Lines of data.
--- BEGIN ---

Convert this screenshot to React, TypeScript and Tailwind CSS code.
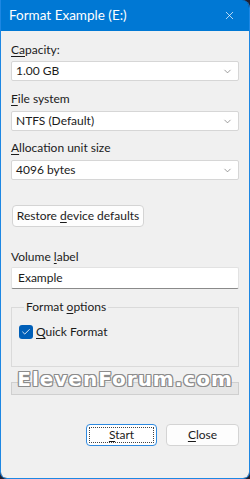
import { ChevronDown, X, Check } from "lucide-react";

const font = { fontFamily: 'Lato, "Noto Sans", sans-serif' };

function Label({ pre, u, post }: { pre?: string; u: string; post?: string }) {
  return (
    <div className="h-[16px] text-[12px] leading-[16px] text-[#1b1b1b]">
      {pre}
      <span className="underline underline-offset-[2px]">{u}</span>
      {post}
    </div>
  );
}

function Select({ value }: { value: string }) {
  return (
    <div className="flex h-[20px] items-center justify-between rounded-[2px] border border-[#d6d6d6] bg-white pl-[4px] pr-[5px] text-[12px] text-[#1b1b1b]">
      <span>{value}</span>
      <ChevronDown size={11} strokeWidth={1.5} className="text-[#707070]" />
    </div>
  );
}

export default function App() {
  return (
    <div className="h-[479px] w-[250px] bg-[#231f2e]" style={font}>
      <div className="flex h-full flex-col overflow-hidden rounded-tr-[8px] rounded-b-[7px] border border-t-0 border-[#1d87e3]">
        <div className="flex h-[31px] shrink-0 items-center justify-between bg-[#0078d4] pl-[8px] pr-[13px] text-white">
          <span className="text-[13.5px]">Format Example (E:)</span>
          <X size={13} strokeWidth={1.3} />
        </div>

        <div className="relative flex flex-1 flex-col bg-[#f0f0f0] px-[10px] pt-[11px]">
          <Label u="Ca" post="pacity:" />
          <div className="mt-[3px]">
            <Select value="1.00 GB" />
          </div>

          <div className="mt-[10px]">
            <Label u="F" post="ile system" />
          </div>
          <div className="mt-[4px]">
            <Select value="NTFS (Default)" />
          </div>

          <div className="mt-[9px]">
            <Label u="A" post="llocation unit size" />
          </div>
          <div className="mt-[4px]">
            <Select value="4096 bytes" />
          </div>

          <button className="ml-[1px] mt-[25px] h-[22px] w-[132px] self-start whitespace-nowrap rounded-[4px] border border-[#d4d4d4] bg-[#fdfdfd] text-[12px] text-[#1b1b1b]">
            Restore <span className="underline underline-offset-[2px]">d</span>evice defaults
          </button>

          <div className="mt-[22px]">
            <Label pre="Volume " u="l" post="abel" />
          </div>
          <div className="mt-[2px] flex h-[22px] items-center rounded-[2px] border border-[#e2e2e2] border-b-[#8a8a8a] bg-white pl-[6px] text-[12px] text-[#1b1b1b]">
            Example
          </div>

          <fieldset className="mt-[10px] h-[68px] border border-[#dadada] px-[7px]">
            <legend className="ml-[5px] px-[2px] text-[12px] leading-[16px] text-[#1b1b1b]">
              Format <span className="underline underline-offset-[2px]">o</span>ptions
            </legend>
            <div className="mt-[8px] flex items-center gap-[3px]">
              <span className="flex h-[14px] w-[14px] items-center justify-center rounded-[3px] bg-[#005fb8]">
                <Check size={10} strokeWidth={2} className="text-white" />
              </span>
              <span className="text-[12px] text-[#1b1b1b]">
                <span className="underline underline-offset-[2px]">Q</span>uick Format
              </span>
            </div>
          </fieldset>

          <div className="mt-[15px] h-[13px] border border-[#cfcfcf] bg-[#e6e6e6]" />

          <div className="mt-[29px] flex justify-end gap-[9px]">
            <button className="flex h-[22px] w-[71px] items-center justify-center rounded-[4px] border border-[#2e8ae0] bg-white p-[2px] text-[12px] text-[#1b1b1b]">
              <span className="flex h-full w-full items-center justify-center border border-dotted border-[#444]">
                <span>
                  <span className="underline underline-offset-[2px]">S</span>tart
                </span>
              </span>
            </button>
            <button className="h-[22px] w-[73px] rounded-[4px] border border-[#d4d4d4] bg-[#fdfdfd] text-[12px] text-[#1b1b1b]">
              <span className="underline underline-offset-[2px]">C</span>lose
            </button>
          </div>

          <div
            className="pointer-events-none absolute left-0 right-0 top-[337px] whitespace-nowrap text-center text-[20px] font-bold leading-[22px] text-white"
            style={{ fontFamily: '"DejaVu Sans", sans-serif', letterSpacing: "1px", textShadow: "1px 0 #8c8c8c, -1px 0 #8c8c8c, 0 1px #8c8c8c, 0 -1px #8c8c8c, 1px 1px #8c8c8c, -1px -1px #8c8c8c, 1px -1px #8c8c8c, -1px 1px #8c8c8c" }}
          >
            ElevenForum.com
          </div>
        </div>
      </div>
    </div>
  );
}
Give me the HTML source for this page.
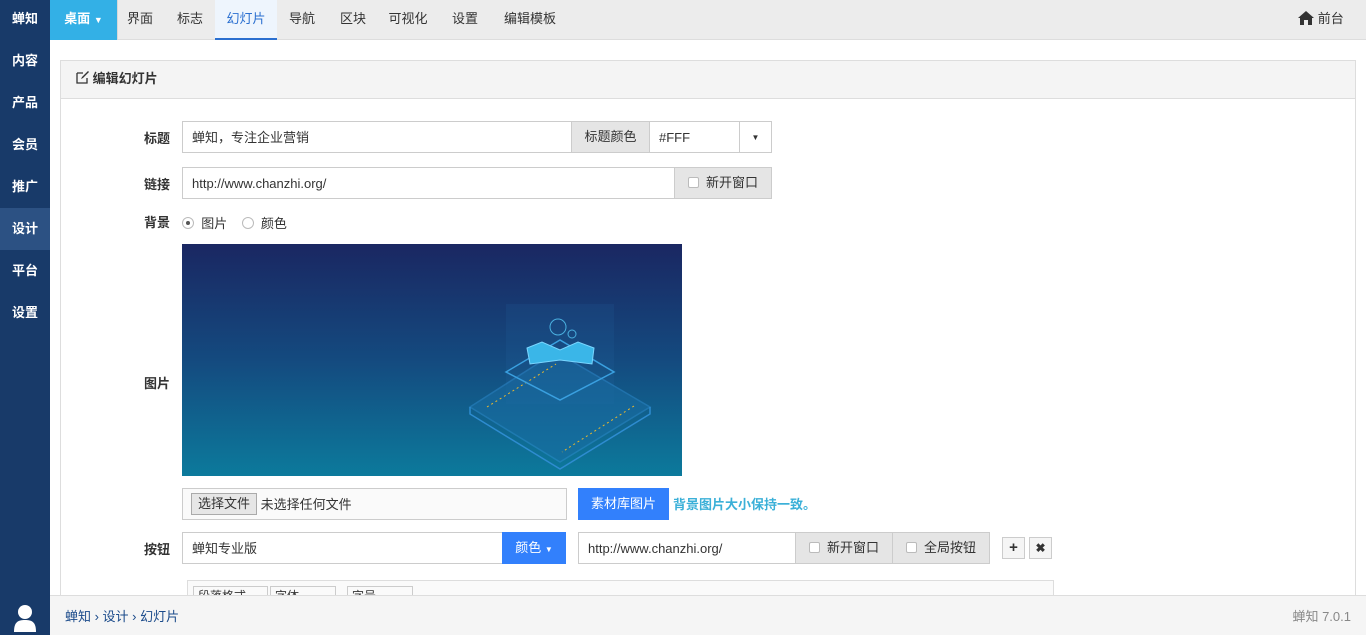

--- END ---

Exercise prompt. Print out the lines exactly, skipping any picture.

Exercise response.
Convert this screenshot to React, TypeScript and Tailwind CSS code.
import { ChevronDown, X, Check } from "lucide-react";

const font = { fontFamily: 'Lato, "Noto Sans", sans-serif' };

function Label({ pre, u, post }: { pre?: string; u: string; post?: string }) {
  return (
    <div className="h-[16px] text-[12px] leading-[16px] text-[#1b1b1b]">
      {pre}
      <span className="underline underline-offset-[2px]">{u}</span>
      {post}
    </div>
  );
}

function Select({ value }: { value: string }) {
  return (
    <div className="flex h-[20px] items-center justify-between rounded-[2px] border border-[#d6d6d6] bg-white pl-[4px] pr-[5px] text-[12px] text-[#1b1b1b]">
      <span>{value}</span>
      <ChevronDown size={11} strokeWidth={1.5} className="text-[#707070]" />
    </div>
  );
}

export default function App() {
  return (
    <div className="h-[479px] w-[250px] bg-[#231f2e]" style={font}>
      <div className="flex h-full flex-col overflow-hidden rounded-tr-[8px] rounded-b-[7px] border border-t-0 border-[#1d87e3]">
        <div className="flex h-[31px] shrink-0 items-center justify-between bg-[#0078d4] pl-[8px] pr-[13px] text-white">
          <span className="text-[13.5px]">Format Example (E:)</span>
          <X size={13} strokeWidth={1.3} />
        </div>

        <div className="relative flex flex-1 flex-col bg-[#f0f0f0] px-[10px] pt-[11px]">
          <Label u="Ca" post="pacity:" />
          <div className="mt-[3px]">
            <Select value="1.00 GB" />
          </div>

          <div className="mt-[10px]">
            <Label u="F" post="ile system" />
          </div>
          <div className="mt-[4px]">
            <Select value="NTFS (Default)" />
          </div>

          <div className="mt-[9px]">
            <Label u="A" post="llocation unit size" />
          </div>
          <div className="mt-[4px]">
            <Select value="4096 bytes" />
          </div>

          <button className="ml-[1px] mt-[25px] h-[22px] w-[132px] self-start whitespace-nowrap rounded-[4px] border border-[#d4d4d4] bg-[#fdfdfd] text-[12px] text-[#1b1b1b]">
            Restore <span className="underline underline-offset-[2px]">d</span>evice defaults
          </button>

          <div className="mt-[22px]">
            <Label pre="Volume " u="l" post="abel" />
          </div>
          <div className="mt-[2px] flex h-[22px] items-center rounded-[2px] border border-[#e2e2e2] border-b-[#8a8a8a] bg-white pl-[6px] text-[12px] text-[#1b1b1b]">
            Example
          </div>

          <fieldset className="mt-[10px] h-[68px] border border-[#dadada] px-[7px]">
            <legend className="ml-[5px] px-[2px] text-[12px] leading-[16px] text-[#1b1b1b]">
              Format <span className="underline underline-offset-[2px]">o</span>ptions
            </legend>
            <div className="mt-[8px] flex items-center gap-[3px]">
              <span className="flex h-[14px] w-[14px] items-center justify-center rounded-[3px] bg-[#005fb8]">
                <Check size={10} strokeWidth={2} className="text-white" />
              </span>
              <span className="text-[12px] text-[#1b1b1b]">
                <span className="underline underline-offset-[2px]">Q</span>uick Format
              </span>
            </div>
          </fieldset>

          <div className="mt-[15px] h-[13px] border border-[#cfcfcf] bg-[#e6e6e6]" />

          <div className="mt-[29px] flex justify-end gap-[9px]">
            <button className="flex h-[22px] w-[71px] items-center justify-center rounded-[4px] border border-[#2e8ae0] bg-white p-[2px] text-[12px] text-[#1b1b1b]">
              <span className="flex h-full w-full items-center justify-center border border-dotted border-[#444]">
                <span>
                  <span className="underline underline-offset-[2px]">S</span>tart
                </span>
              </span>
            </button>
            <button className="h-[22px] w-[73px] rounded-[4px] border border-[#d4d4d4] bg-[#fdfdfd] text-[12px] text-[#1b1b1b]">
              <span className="underline underline-offset-[2px]">C</span>lose
            </button>
          </div>

          <div
            className="pointer-events-none absolute left-0 right-0 top-[337px] whitespace-nowrap text-center text-[20px] font-bold leading-[22px] text-white"
            style={{ fontFamily: '"DejaVu Sans", sans-serif', letterSpacing: "1px", textShadow: "1px 0 #8c8c8c, -1px 0 #8c8c8c, 0 1px #8c8c8c, 0 -1px #8c8c8c, 1px 1px #8c8c8c, -1px -1px #8c8c8c, 1px -1px #8c8c8c, -1px 1px #8c8c8c" }}
          >
            ElevenForum.com
          </div>
        </div>
      </div>
    </div>
  );
}
Give me the HTML source for this page.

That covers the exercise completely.